Their career as furniture designers began with a reflection of the continuity of that English version of modernity. They set up studio in Trellick Tower, a brutalist block of social housing designed by the Hungarian emigre Ernő Goldfinger. Their first commercial product was Loop, a plywood table manufactured by Windmill Furniture, the successor to Isokon. Isokon was the company set up in 1931, which once employed Walter Gropius as its art director, and whose most important design was Marcel Breuer’s Long Chair. By the time Barber and Osgerby graduated from the RCA in 1994, Isokon’s founder Jack Pritchard had passed away, leaving the manufacturing rights to Breuer’s designs to Chris McCourt of Windmill Furniture. The two young designers had the confidence to go and see him in the hope of persuading him to take on the Loop Table, using his expertise in forming plywood to realise it. For both sides, it was an important step. It revitalised Isokon. McCourt renamed his business Isokon Plus, and went on to work on a series of other projects with Barber and Osgerby as well as other designers of their generation. For Barber and Osgerby it was a platform to find other, better-resourced manufacturers with access to a range of technologies beyond plywood. 

In Britain, that would be Established & Son, a company set up in 2005 that brought together the finance and manufacturing expertise of Angad Paul’s family engineering business Caparo with the well-connected co-founder Alasdhair Willis. The following year, Established & Son took over the Pelota hall on via Palermo during the Milan Furniture fair, and produced a display showing work by Zaha Hadid, Jasper Morrison, Amanda Levete, Michael Marriott, Michael Young and Sebastian Wrong. Barber and Osgerby’s contribution was Zero, a handmade aluminium table. The presentation was impactful. Here was a company just over one year old, behaving as if it were a long-established heavyweight, spending a great deal of money, and presenting a generation of London-based designers that would expand to include Raw-Edges, Paul Cocksedge, Industrial Facility and others. For a moment it seemed as if Established & Son were about to become the design world’s version of Brit Art and Brit Pop. Sadly for Established & Son, which still exists under different ownership, it turned out to be a spectacular but unsustainable firework display.  

 

Bellhop Glass, photography Mattia Parodi

For Barber and Osgerby, the relationship offered them another connection with the British incarnation of 1930s modernism. When they were commissioned to design a new chair for the De La Warr Pavilion on the Sussex coast, whose original architect was Erich Mendelsohn, Established & Son manufactured it. 

Tip Ton Chair

They had already attracted the attention of Giulio Cappellini, whose leadership of what until 2004 was still a family-owned firm made it one of the first Italian companies to look outside Italy for designers. The fact that the first of their projects with Cappellini referred to ‘Loop’ in its name, like their project for Isokon, suggested that they had a strategic view of the arc of their own careers, and also that they needed a bigger manufacturer to realise the scope of their ambitions. In terms of making an impact on the market, persuading Rolf Fehlbaum at Vitra to make their Tip Ton chair was decisive. 

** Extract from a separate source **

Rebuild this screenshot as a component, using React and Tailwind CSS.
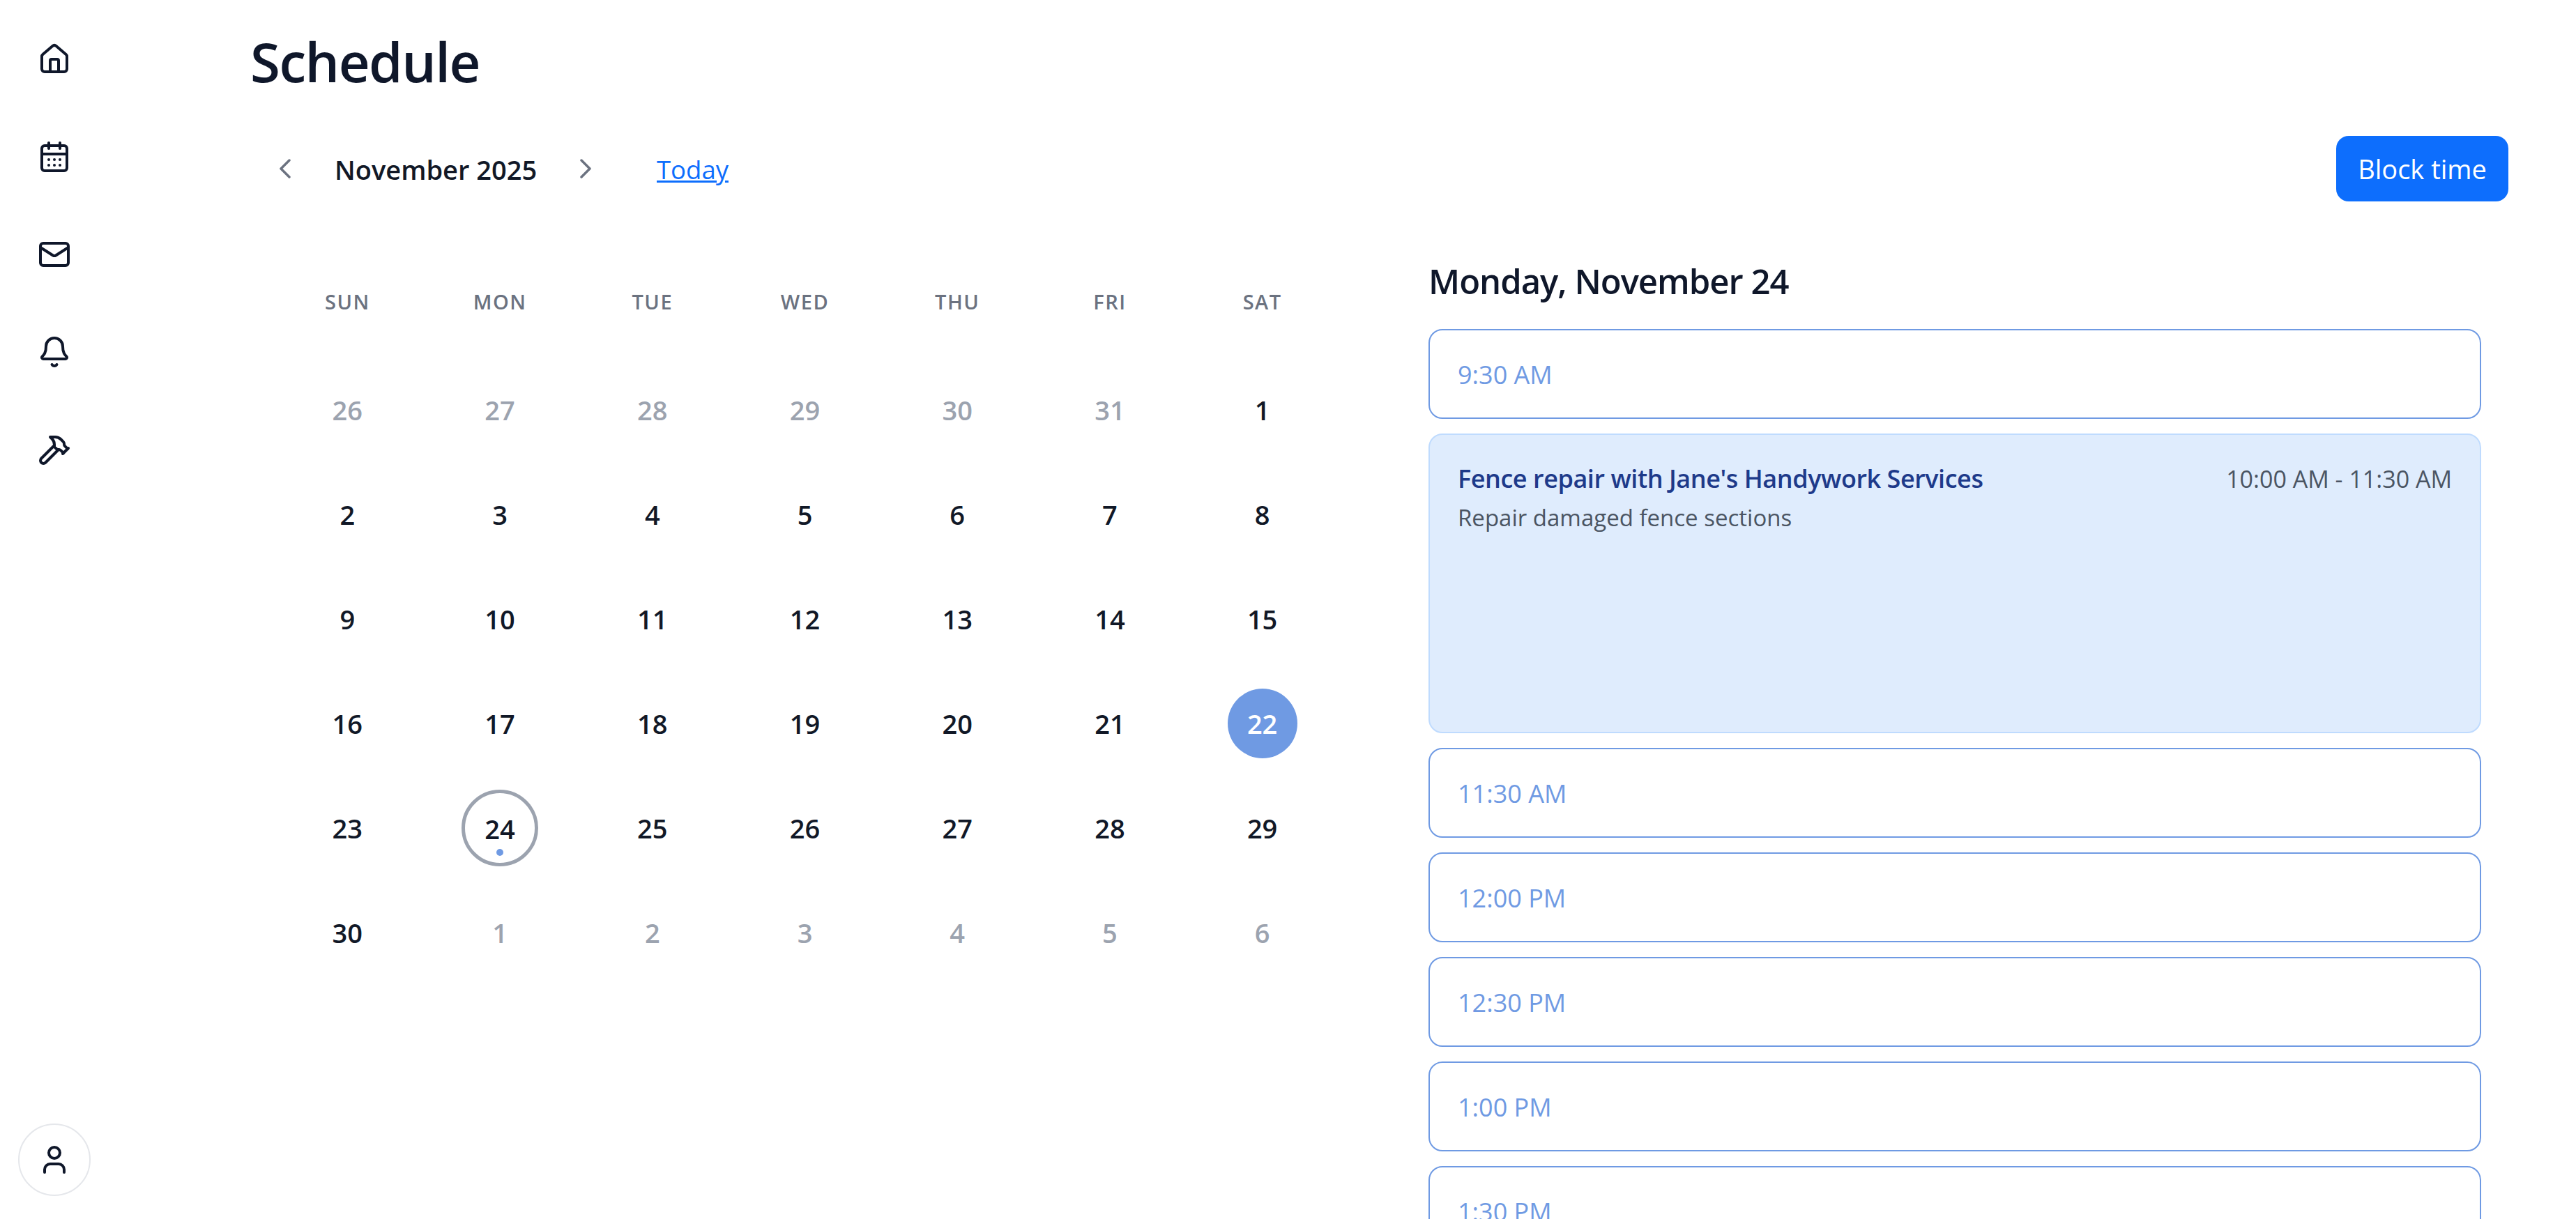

The idea for the Tip Ton chair began as a conversation Barber and Osgerby had with the Royal Society for the Arts, working on establishing a secondary school in the Midlands town of Tipton, as a model for a new approach to education in Britain. They were looking for advice about the kind of furniture that would be appropriate for modern teaching methods.  

For Barber Osgerby, the key to a school chair was to allow students the possibility of continually changing their position – dynamic seating – as the means of encouraging them to concentrate on learning, free from distraction. Fehlbaum was intrigued by the idea of devising a chair that would allow movement without any kind of mechanism. Vitra was a pioneer in making ergonomic work chairs based on complex springs and gas valves. This was a project that promised to be much simpler. 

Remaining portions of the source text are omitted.